What was most powerful in Ms. Williams’ talk was hearing that, for her, the decision not to end their daughter’s life did not center on abstract principle but on the demands of love. “I’ve often heard people use the phrase ‘God said to me’ but I never understood what it meant until that evening in May when I can only say we felt God speak a message to our hearts . . . ‘Here is a sick and dying child. Will you love this child for me?’ The question reframed everything. It was no longer primarily a question of abstract ethical principle but rather the gentle imperative of love” (p. 19).
And love seeps through, suffuses, penetrates, and permeates every page of this book.
No one is saying that love is easy, because eventually the pregnancy would end and so would Cerian’s life. How is pregnancy experienced when it is known that the moment of birth will almost certainly be the moment of death? T.S. Eliot’s reflections in “The Journey of the Magi” seem apt: “. . . [W]ere we lead all that way for Birth or Death? . . . I had seen birth and death, / but had thought they were different; this Birth was / Hard and bitter agony for us, like Death, our death.”
As an academic, Ms. Williams does not hesitate from drawing generalized observations from her experience. How can the world attach such a premium to “choice” as a defining human characteristic, she asks, when Cerian never had a choice in her life and yet still could become the subject of such love. (For those who would separate humanity from personhood—for example, Oxford’s Kate Greasley—the question becomes: Could such love as Cerian received go to a “non-person?”)
Ms. Williams’ conclusions are thought-provoking and deserving of all serious consideration. Still, as with her love-inspired rationale for not choosing abortion, I found that the reward of her riveting discussion was not intellectual stimulation but rather the sheer, intimate insight she offered into life, death, and a child. Hers was a personal journey—and a tragic chapter in her family’s life—which she has chosen to share with others. In doing so she shows us—and perhaps especially those in similar circumstances and/or having lost a child to miscarriage or stillbirth—that love can triumph even in such agonizing situations. Love remains love, and it remains infinitely precious, even if it’s given for only nine months and seared through with pain.
Likewise, while Sarah comes from the Protestant tradition and includes religious thoughts about her experience, these are by no means confessional or exclusive: They are the best of “mere Christianity,” the essence of the Christian message presented as a personal spiritual journey (whose lessons for others I suggest are rich).
We live at an odd, indeed bizarre, moment in history.
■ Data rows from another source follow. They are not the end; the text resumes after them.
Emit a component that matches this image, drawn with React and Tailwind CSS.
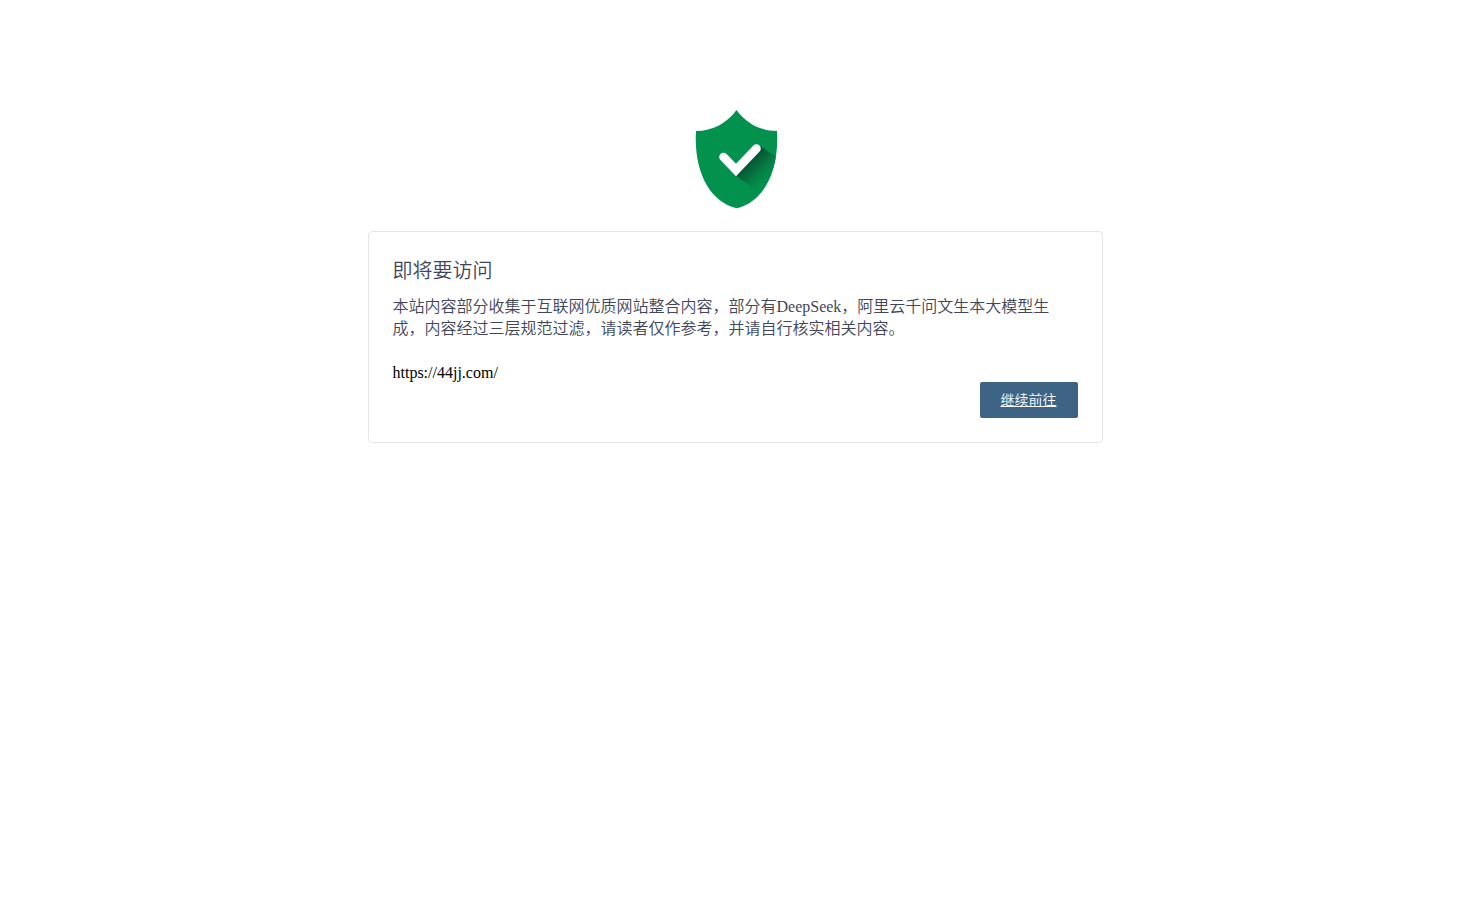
function ShieldIcon() {
  return (
    <svg viewBox="0 0 100 115" className="h-[115px] w-[100px]" role="img" aria-label="安全">
      <defs>
        <linearGradient id="shade" x1="60" y1="59" x2="82" y2="81" gradientUnits="userSpaceOnUse">
          <stop offset="0" stopColor="#044828" />
          <stop offset="0.3" stopColor="#056237" />
          <stop offset="0.65" stopColor="#057f45" />
          <stop offset="1" stopColor="#03914e" />
        </linearGradient>
        <clipPath id="shield">
          <path d="M51.5 10C61 23 75 31 92 31C94.5 70 79 102 51.5 108.2C24 102 8.5 70 11 31C28 31 42 23 51.5 10Z" />
        </clipPath>
      </defs>
      <g clipPath="url(#shield)">
        <rect width="100" height="115" fill="#03914e" />
        <path d="M51.5 76L75 46L96 60L96 78L76 94Z" fill="url(#shade)" />
      </g>
      <path
        d="M38.5 57L51 70L71.5 48.5"
        fill="none"
        stroke="#fff"
        strokeWidth="8.6"
        strokeLinecap="round"
      />
    </svg>
  );
}

export default function App() {
  return (
    <main className="flex flex-col items-center pt-[100px] font-['Liberation_Serif','Noto_Sans_CJK_SC',serif] text-base font-[350] text-black">
      <ShieldIcon />
      <section className="mt-4 w-1/2 rounded border border-[#e4e7ea] p-6">
        <h1 className="mb-2.5 text-xl leading-[30px] font-[350] text-[#41465a]">即将要访问</h1>
        <p className="leading-[22px] text-[#41465a]">
          本站内容部分收集于互联网优质网站整合内容，部分有DeepSeek，阿里云千问文生本大模型生成，内容经过三层规范过滤，请读者仅作参考，并请自行核实相关内容。
        </p>
        <p className="mt-6 leading-[18px]">https://44jj.com/</p>
        <div className="flex justify-end">
          <a
            href="https://44jj.com/"
            className="rounded-xs bg-[#3d6485] px-[21px] pt-[9px] pb-[7px] text-sm leading-5 text-white underline"
          >
            继续前往
          </a>
        </div>
      </section>
    </main>
  );
}
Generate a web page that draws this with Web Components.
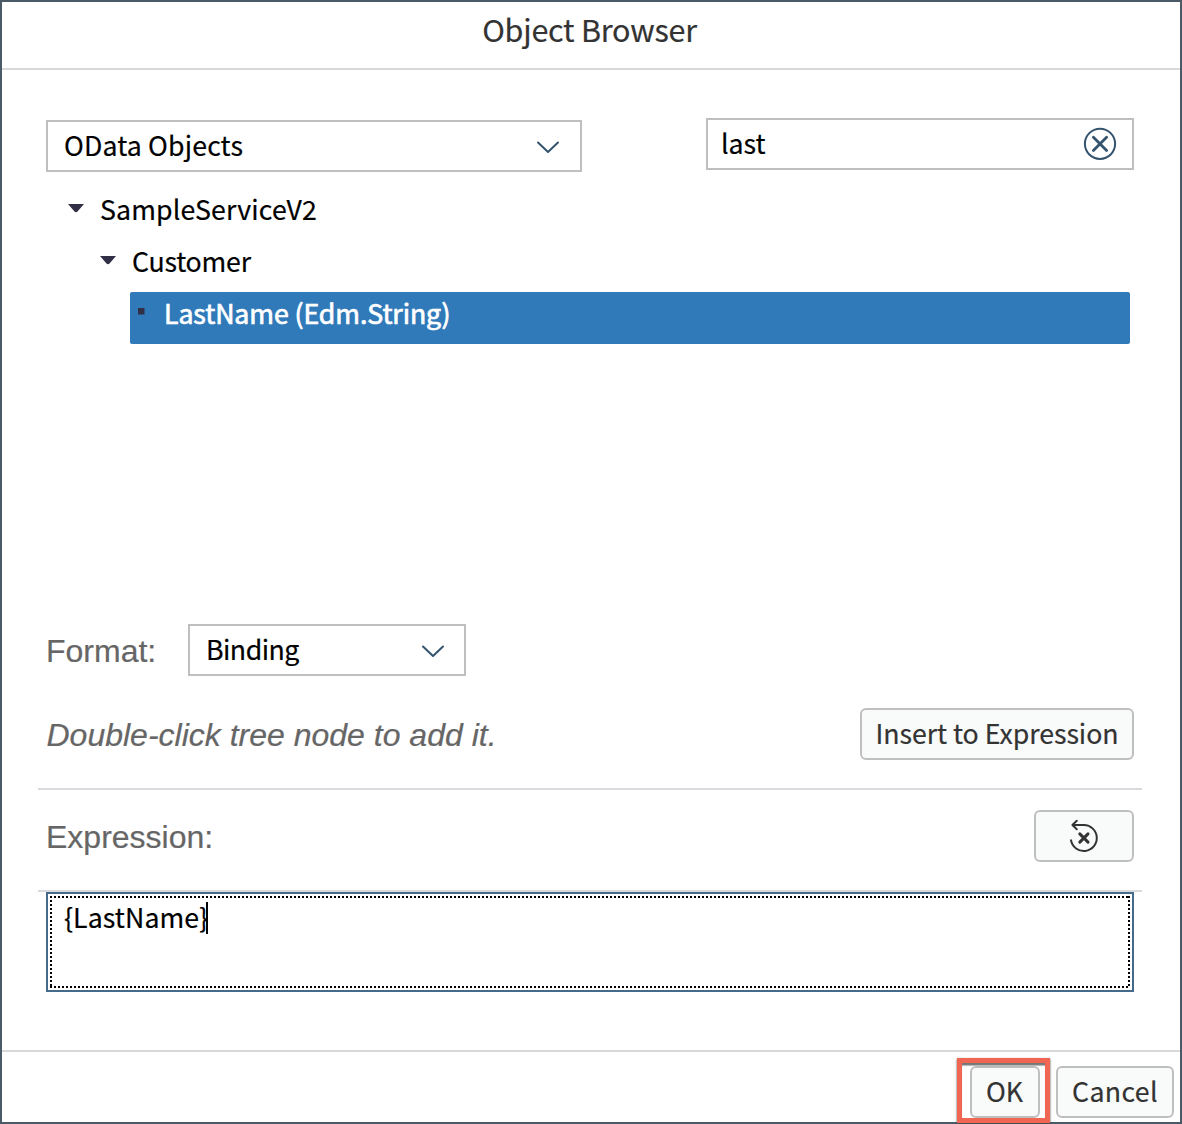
<!DOCTYPE html>
<html lang="en">
<head>
<meta charset="utf-8">
<title>Object Browser</title>
<style>
html,body{margin:0;height:1124px;overflow:hidden;background:#fff}
body{font-family:"Noto Sans CJK SC","Noto Sans",sans-serif;font-size:26.7px;color:#000}
</style>
</head>
<body>
<object-browser></object-browser>
<script>
const define=(name,html)=>customElements.define(name,class extends HTMLElement{
  connectedCallback(){
    if(this.shadowRoot)return;
    const t=document.createElement('template');t.innerHTML=html;
    this.attachShadow({mode:'open'}).append(t.content.cloneNode(true));
  }
});
define('ob-text',`<style>:host{display:block;white-space:pre;line-height:40px;height:40px;-webkit-text-stroke:var(--weight,.2px) currentColor}</style><slot></slot>`);
define('ob-select',`<style>
:host{display:flex;box-sizing:border-box;height:52px;border:2px solid #bfbfbf;align-items:flex-start;justify-content:space-between;padding:3px 20px 0 16px;background:#fff}
svg{display:block;margin-top:16px}</style>
<slot></slot><svg width="24" height="14" viewBox="0 0 24 14"><path d="M2 1.500 12 11 22 1.500" fill="none" stroke="#34536f" stroke-width="2" stroke-linecap="round" stroke-linejoin="round"/></svg>`);
define('ob-search',`<style>
:host{display:flex;box-sizing:border-box;height:52px;border:2px solid #bfbfbf;align-items:flex-start;justify-content:space-between;padding:3px 15px 0 13px;background:#fff}
svg{display:block;margin-top:4px}</style>
<slot></slot><svg width="34" height="34" viewBox="0 0 34 34" fill="none" stroke="#34536f"><circle cx="17" cy="16.800" r="15.1" stroke-width="2"/><path d="M10.4 10.200 23.6 23.400M23.6 10.200 10.4 23.400" stroke-width="2.8" stroke-linecap="round"/></svg>`);
define('ob-button',`<style>
:host{display:flex;box-sizing:border-box;height:52px;border:2px solid #bfbfbf;border-radius:6px;background:#f9fafa;color:#333;justify-content:center;padding-top:3px}</style><slot></slot>`);
define('ob-node',`<style>
:host{display:flex;height:52px;box-sizing:border-box;padding-top:1px}
:host([selected]){background:#307aba;color:#fff;border-radius:2px;--weight:.7px}
.m{width:34px;flex:none}</style><div class="m"><slot name="mark"></slot></div><slot></slot>`);
define('ob-rule',`<style>:host{display:block;height:2px;background:#d9d9de}</style>`);
define('ob-label',`<style>:host{display:block;white-space:pre;font:32px/40px "Liberation Sans",Arial,sans-serif;color:#666;-webkit-text-stroke:.2px #666}</style><slot></slot>`);
define('ob-textarea',`<style>
:host{display:block;box-sizing:border-box;height:100px;border:2px solid #466a8b;padding:2px;background:#fff}
.f{box-sizing:border-box;height:92px;padding:1px 0 0 14px;display:flex;align-items:flex-start;
background:
repeating-linear-gradient(90deg,#000 0 2px,transparent 2px 4px) 0 0/100% 2px no-repeat,
repeating-linear-gradient(90deg,#000 0 2px,transparent 2px 4px) 0 100%/100% 2px no-repeat,
repeating-linear-gradient(180deg,#000 0 2px,transparent 2px 4px) 0 0/2px 100% no-repeat,
repeating-linear-gradient(180deg,#000 0 2px,transparent 2px 4px) 100% 0/2px 100% no-repeat}
i{width:2px;height:32px;background:#000;margin:5px 0 0 -2px}</style><div class="f"><slot></slot><i></i></div>`);
define('ob-callout',`<style>
:host{display:block;box-sizing:border-box;position:absolute;left:-15px;top:-10px;width:93px;height:65px;border:5px solid #f06653;box-shadow:inset 0 3px 1px -.5px #777,0 1px 2px #444}</style>`);
define('object-browser',`<style>
:host{display:flex;flex-direction:column;box-sizing:border-box;width:1182px;height:1124px;border:2px solid #4a5a67;background:#fff}
header{height:66px;border-bottom:2px solid #d9d9d9;display:flex;justify-content:center;font-size:30.5px;color:#333}
header ob-text{margin:7px 3px 0 0;letter-spacing:-.22px}
main{height:980px;box-sizing:border-box;padding:0 38px 0 36px}
.in{padding:0 8px}
.row{display:flex;justify-content:space-between;align-items:flex-start}
.top{padding-top:48px}
.top ob-select{width:536px;margin-top:2px}.top ob-search{width:428px}
.tree{margin-top:16px;height:436px}
.tree svg{display:block}
.n1{margin-left:20px}.n2{margin-left:52px}.n3{margin:0 4px 0 84px}
.fmt ob-select{width:278px;padding-right:19px}.fmt{justify-content:flex-start}
.fmt ob-label{width:142px}
ob-label{margin-top:7px}
.hint{margin-top:32px;margin-bottom:28px}
.hint ob-label{font-style:italic;margin-left:.5px}
.exp{margin:20px 0 28px}
.exp svg{margin-top:3px}
footer{border-top:2px solid #d9d9d9;height:70px;box-sizing:border-box;display:flex;justify-content:flex-end;gap:16px;padding:14px 6px 0 0}
.ok{position:relative;width:70px}
.ok ob-text{margin-right:1px}
</style>
<header><ob-text>Object Browser</ob-text></header>
<main>
<div class="in row top"><ob-select><ob-text style="letter-spacing:.15px">OData Objects</ob-text></ob-select><ob-search><ob-text>last</ob-text></ob-search></div>
<div class="in"><div class="tree">
<ob-node class="n1"><svg slot="mark" width="34" height="51"><path d="M2 15H18L11.5 22.6Q10 24 8.500 22.600Z" fill="#302f45"/></svg><ob-text style="letter-spacing:.16px">SampleServiceV2</ob-text></ob-node>
<ob-node class="n2"><svg slot="mark" width="34" height="51"><path d="M2 15H18L11.5 22.6Q10 24 8.500 22.600Z" fill="#302f45"/></svg><ob-text style="letter-spacing:-.22px">Customer</ob-text></ob-node>
<ob-node class="n3" selected><svg slot="mark" width="34" height="51"><rect x="8" y="15" width="6.500" height="6.500" fill="#302f45"/></svg><ob-text style="letter-spacing:-.08px">LastName (Edm.String)</ob-text></ob-node>
</div>
<div class="row fmt"><ob-label>Format:</ob-label><ob-select><ob-text style="letter-spacing:-.5px">Binding</ob-text></ob-select></div>
<div class="row hint"><ob-label>Double-click tree node to add it.</ob-label><ob-button style="width:274px"><ob-text style="letter-spacing:-.04px">Insert to Expression</ob-text></ob-button></div>
</div>
<ob-rule></ob-rule>
<div class="in row exp"><ob-label>Expression:</ob-label><ob-button style="width:100px"><svg width="32" height="36" viewBox="0 0 32 36" fill="none" stroke="#333" stroke-width="2" stroke-linecap="round" stroke-linejoin="round"><path d="M8.800 2.800 4.400 7 8.800 11.200M4.400 7H15.900A13 13 0 1 1 3 22.300"/><path d="M11.800 15.900 20 24.100M20 15.900 11.800 24.100" stroke-width="3"/></svg></ob-button></div>
<ob-rule></ob-rule>
<div class="in"><ob-textarea><ob-text style="letter-spacing:.1px">{LastName}</ob-text></ob-textarea></div>
</main>
<footer><ob-button class="ok"><ob-text>OK</ob-text><ob-callout></ob-callout></ob-button><ob-button style="width:118px"><ob-text style="letter-spacing:.4px">Cancel</ob-text></ob-button></footer>`);
</script>
</body>
</html>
While abortionists generally shy away from admitting what they are doing, content to euphemize their deeds, we are also in the midst of a “Shout Your Abortion” campaign, an effort to “normalize” abortion by proclaiming it. In her soft British accent, Sarah Williams does not shout, but she tells us a story that is more compelling than a defense of “I did it my way,” a story even more rarely—but more in need of being—heard.
If you haven’t read it, get Perfectly Human. Then give it away: Like love, it deserves sharing. The book, and the evening some of us spent with Sarah, both affirm that life and love can be two sides of the same coin.
John, this is a well-written piece, and it encouraged me to get the book. All the best, Frank
Frank — I hope you find it inspiring, and I hope you are doing well.